> _INPUT MATERIAL_
►

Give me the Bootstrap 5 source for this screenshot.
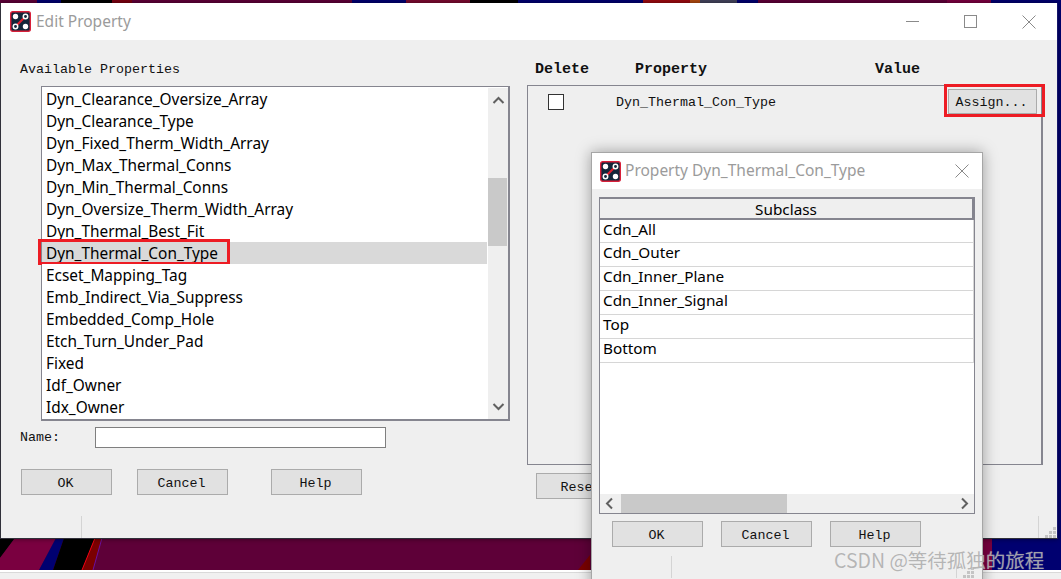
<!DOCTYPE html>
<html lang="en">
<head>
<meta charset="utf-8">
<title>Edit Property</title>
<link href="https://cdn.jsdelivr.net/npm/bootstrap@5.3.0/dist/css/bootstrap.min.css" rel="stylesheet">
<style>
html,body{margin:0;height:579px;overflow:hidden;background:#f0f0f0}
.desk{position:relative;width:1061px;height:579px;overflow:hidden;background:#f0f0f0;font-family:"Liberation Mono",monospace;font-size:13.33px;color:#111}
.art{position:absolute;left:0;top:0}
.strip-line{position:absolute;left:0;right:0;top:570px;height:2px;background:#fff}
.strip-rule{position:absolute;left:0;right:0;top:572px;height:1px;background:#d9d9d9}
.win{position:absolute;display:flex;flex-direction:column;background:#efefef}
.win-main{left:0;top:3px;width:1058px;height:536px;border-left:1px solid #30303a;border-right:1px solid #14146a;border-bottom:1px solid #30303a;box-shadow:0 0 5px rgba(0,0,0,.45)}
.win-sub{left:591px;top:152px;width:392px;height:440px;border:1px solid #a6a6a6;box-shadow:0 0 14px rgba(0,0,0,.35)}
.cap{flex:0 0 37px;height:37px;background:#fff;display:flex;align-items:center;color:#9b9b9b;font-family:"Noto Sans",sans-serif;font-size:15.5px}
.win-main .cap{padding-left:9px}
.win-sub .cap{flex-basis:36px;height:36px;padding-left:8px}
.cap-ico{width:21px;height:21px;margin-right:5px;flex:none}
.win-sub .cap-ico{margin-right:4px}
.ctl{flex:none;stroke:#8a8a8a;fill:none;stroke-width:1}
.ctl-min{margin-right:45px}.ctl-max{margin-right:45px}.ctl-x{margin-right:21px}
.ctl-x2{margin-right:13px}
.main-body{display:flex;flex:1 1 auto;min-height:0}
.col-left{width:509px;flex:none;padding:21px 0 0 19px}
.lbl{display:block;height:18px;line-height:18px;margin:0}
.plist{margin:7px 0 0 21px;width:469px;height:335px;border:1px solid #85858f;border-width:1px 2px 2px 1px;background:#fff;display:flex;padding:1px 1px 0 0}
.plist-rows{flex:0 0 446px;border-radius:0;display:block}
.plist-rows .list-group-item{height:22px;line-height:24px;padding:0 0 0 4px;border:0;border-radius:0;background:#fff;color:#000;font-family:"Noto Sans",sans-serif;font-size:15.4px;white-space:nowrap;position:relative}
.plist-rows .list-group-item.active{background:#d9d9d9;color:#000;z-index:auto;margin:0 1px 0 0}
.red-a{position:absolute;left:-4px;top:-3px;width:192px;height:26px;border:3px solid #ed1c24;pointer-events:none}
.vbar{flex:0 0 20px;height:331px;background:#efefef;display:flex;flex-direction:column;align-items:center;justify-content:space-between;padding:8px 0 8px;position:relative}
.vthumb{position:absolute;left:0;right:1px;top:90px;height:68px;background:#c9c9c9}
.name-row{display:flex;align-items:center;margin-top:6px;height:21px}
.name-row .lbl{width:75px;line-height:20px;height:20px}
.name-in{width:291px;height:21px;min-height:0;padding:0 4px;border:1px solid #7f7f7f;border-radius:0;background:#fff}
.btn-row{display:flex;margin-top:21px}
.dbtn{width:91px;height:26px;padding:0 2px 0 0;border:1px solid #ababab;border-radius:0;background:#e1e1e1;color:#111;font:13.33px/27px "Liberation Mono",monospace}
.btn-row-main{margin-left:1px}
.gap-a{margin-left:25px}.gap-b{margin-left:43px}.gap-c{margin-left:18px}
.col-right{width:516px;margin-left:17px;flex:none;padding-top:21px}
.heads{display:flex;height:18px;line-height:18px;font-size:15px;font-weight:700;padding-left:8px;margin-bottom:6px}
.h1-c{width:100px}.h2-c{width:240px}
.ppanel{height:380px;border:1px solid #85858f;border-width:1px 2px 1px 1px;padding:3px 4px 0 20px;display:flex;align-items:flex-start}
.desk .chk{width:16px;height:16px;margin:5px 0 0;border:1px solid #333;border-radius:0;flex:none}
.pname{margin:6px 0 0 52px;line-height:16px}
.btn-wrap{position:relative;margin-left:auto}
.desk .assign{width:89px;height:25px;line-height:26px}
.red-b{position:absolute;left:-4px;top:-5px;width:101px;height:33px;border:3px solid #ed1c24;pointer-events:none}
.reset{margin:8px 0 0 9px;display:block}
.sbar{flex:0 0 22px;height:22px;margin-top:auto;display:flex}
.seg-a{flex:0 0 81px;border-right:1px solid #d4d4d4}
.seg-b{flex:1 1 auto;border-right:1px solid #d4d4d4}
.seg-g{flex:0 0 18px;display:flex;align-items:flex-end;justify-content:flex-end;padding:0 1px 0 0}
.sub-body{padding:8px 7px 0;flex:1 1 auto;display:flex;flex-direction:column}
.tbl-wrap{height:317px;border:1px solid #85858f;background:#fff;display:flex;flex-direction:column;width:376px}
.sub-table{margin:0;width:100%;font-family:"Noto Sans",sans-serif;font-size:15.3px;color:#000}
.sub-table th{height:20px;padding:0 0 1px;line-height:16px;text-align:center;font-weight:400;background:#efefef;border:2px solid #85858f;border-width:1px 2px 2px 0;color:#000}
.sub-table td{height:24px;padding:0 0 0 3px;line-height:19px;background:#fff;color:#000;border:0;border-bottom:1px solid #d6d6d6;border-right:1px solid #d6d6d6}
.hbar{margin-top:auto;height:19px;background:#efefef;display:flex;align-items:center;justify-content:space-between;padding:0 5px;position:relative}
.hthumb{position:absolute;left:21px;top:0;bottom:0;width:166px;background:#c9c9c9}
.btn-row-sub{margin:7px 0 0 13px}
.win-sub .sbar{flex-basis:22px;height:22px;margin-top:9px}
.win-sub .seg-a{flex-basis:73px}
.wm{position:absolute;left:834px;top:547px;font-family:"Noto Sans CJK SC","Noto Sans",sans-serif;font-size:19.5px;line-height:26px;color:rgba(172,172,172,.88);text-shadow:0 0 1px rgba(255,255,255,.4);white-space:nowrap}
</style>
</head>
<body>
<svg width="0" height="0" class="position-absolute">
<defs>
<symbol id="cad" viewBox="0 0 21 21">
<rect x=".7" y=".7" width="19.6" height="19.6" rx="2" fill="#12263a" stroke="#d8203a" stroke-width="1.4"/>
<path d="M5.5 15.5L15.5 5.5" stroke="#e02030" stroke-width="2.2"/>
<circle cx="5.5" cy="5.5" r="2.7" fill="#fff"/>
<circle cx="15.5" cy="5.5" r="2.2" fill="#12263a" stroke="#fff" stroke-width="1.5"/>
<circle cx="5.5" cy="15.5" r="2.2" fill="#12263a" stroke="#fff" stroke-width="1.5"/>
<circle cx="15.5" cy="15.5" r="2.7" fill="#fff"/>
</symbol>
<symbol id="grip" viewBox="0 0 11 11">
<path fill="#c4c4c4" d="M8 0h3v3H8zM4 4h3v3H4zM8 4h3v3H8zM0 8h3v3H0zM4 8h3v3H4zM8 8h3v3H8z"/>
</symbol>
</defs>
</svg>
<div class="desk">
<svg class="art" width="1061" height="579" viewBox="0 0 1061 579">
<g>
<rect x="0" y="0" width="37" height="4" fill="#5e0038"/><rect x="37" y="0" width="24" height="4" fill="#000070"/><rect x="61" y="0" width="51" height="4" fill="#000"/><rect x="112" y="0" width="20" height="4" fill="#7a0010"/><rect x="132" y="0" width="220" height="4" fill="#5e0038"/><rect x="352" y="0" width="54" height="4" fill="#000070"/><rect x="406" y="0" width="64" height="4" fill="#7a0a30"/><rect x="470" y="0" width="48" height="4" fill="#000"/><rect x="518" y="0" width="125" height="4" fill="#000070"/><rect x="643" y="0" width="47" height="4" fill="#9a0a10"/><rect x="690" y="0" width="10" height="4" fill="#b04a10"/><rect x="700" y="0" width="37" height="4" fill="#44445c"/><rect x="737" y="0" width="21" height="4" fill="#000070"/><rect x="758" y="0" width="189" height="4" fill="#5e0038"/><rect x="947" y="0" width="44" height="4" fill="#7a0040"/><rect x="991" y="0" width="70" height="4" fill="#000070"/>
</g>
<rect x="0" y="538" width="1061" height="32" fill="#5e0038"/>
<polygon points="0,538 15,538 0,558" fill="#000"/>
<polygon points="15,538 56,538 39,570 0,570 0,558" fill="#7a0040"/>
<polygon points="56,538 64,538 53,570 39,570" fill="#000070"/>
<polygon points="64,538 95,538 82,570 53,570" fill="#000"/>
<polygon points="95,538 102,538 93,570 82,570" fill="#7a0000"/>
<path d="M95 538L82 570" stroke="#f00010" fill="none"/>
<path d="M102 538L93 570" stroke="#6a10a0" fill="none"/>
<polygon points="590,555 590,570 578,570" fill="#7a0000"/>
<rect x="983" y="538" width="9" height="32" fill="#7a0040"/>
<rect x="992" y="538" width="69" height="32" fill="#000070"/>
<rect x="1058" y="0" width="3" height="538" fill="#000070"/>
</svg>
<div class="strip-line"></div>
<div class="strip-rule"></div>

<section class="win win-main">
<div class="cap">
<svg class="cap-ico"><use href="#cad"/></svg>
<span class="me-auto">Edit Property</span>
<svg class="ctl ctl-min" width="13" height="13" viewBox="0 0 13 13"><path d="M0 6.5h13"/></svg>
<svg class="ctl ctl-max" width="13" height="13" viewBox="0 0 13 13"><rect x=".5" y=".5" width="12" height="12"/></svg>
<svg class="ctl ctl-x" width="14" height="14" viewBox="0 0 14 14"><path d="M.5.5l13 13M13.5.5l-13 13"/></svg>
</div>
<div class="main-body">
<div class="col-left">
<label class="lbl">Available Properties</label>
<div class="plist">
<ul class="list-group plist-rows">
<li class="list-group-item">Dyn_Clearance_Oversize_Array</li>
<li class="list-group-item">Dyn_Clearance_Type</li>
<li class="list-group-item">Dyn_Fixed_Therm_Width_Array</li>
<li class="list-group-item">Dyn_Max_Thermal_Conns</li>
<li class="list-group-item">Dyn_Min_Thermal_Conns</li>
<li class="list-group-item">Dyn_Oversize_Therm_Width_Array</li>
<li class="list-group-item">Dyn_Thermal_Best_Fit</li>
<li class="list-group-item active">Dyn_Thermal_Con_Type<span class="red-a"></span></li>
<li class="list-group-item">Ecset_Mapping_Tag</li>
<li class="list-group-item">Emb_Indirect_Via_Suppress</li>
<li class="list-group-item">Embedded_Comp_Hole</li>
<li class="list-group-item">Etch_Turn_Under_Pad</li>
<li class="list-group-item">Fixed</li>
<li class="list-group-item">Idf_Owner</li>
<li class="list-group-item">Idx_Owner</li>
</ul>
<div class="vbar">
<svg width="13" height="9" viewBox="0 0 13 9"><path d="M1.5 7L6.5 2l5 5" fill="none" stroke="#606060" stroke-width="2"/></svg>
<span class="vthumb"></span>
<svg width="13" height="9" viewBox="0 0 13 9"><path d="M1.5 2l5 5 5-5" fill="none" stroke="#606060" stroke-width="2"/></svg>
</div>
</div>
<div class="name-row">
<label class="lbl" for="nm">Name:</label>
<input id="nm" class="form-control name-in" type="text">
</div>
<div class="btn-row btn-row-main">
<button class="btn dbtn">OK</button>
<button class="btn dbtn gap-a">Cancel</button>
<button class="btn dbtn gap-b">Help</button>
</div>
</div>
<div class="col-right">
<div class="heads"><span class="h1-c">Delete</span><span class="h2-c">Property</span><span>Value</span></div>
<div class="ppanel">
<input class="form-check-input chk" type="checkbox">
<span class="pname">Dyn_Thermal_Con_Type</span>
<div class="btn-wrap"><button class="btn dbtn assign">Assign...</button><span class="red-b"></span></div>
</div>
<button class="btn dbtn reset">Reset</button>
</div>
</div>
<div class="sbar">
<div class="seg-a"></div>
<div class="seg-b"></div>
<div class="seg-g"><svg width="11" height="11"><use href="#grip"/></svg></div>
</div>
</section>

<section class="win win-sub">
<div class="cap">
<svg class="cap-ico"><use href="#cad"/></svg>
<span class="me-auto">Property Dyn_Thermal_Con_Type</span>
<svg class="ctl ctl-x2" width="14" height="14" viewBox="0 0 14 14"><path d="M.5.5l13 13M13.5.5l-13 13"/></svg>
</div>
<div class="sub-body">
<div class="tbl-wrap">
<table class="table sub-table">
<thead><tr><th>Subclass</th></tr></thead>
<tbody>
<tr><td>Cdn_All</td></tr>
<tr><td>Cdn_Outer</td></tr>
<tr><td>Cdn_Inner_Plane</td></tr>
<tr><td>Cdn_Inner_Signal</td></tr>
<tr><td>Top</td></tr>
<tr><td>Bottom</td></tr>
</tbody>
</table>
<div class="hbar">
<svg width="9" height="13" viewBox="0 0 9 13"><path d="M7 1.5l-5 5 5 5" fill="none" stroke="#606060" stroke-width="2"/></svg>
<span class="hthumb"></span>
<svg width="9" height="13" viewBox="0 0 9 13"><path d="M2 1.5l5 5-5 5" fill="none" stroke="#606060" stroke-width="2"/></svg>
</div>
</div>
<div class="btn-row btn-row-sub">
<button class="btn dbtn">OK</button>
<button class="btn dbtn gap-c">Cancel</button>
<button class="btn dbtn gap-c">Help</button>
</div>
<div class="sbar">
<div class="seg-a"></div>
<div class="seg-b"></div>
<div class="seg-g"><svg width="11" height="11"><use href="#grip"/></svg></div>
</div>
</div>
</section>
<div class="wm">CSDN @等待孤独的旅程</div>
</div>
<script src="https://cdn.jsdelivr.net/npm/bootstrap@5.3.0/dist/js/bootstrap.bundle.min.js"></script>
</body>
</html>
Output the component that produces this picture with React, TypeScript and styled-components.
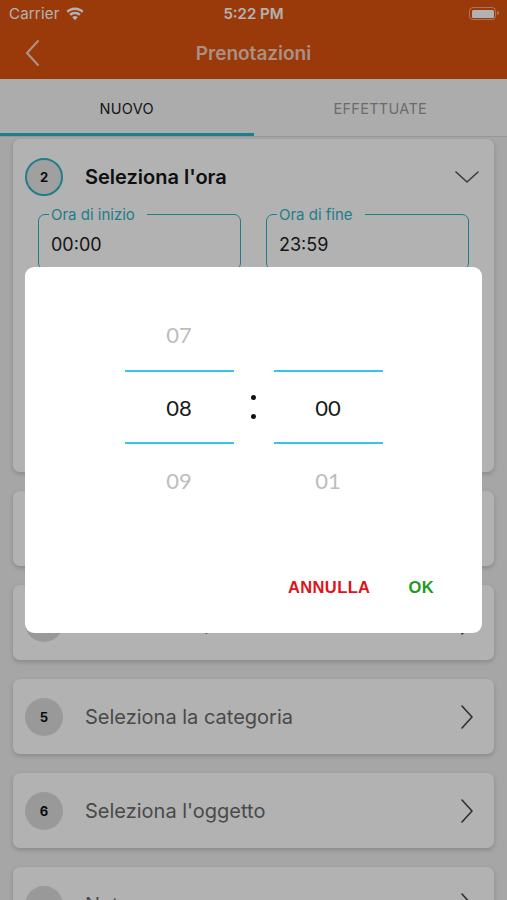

◄

> _DIRECTIVE_
Find every line of the data that holds the string "this", then say how many there are and nothing else.

> _RESULT OF THE TASK_
2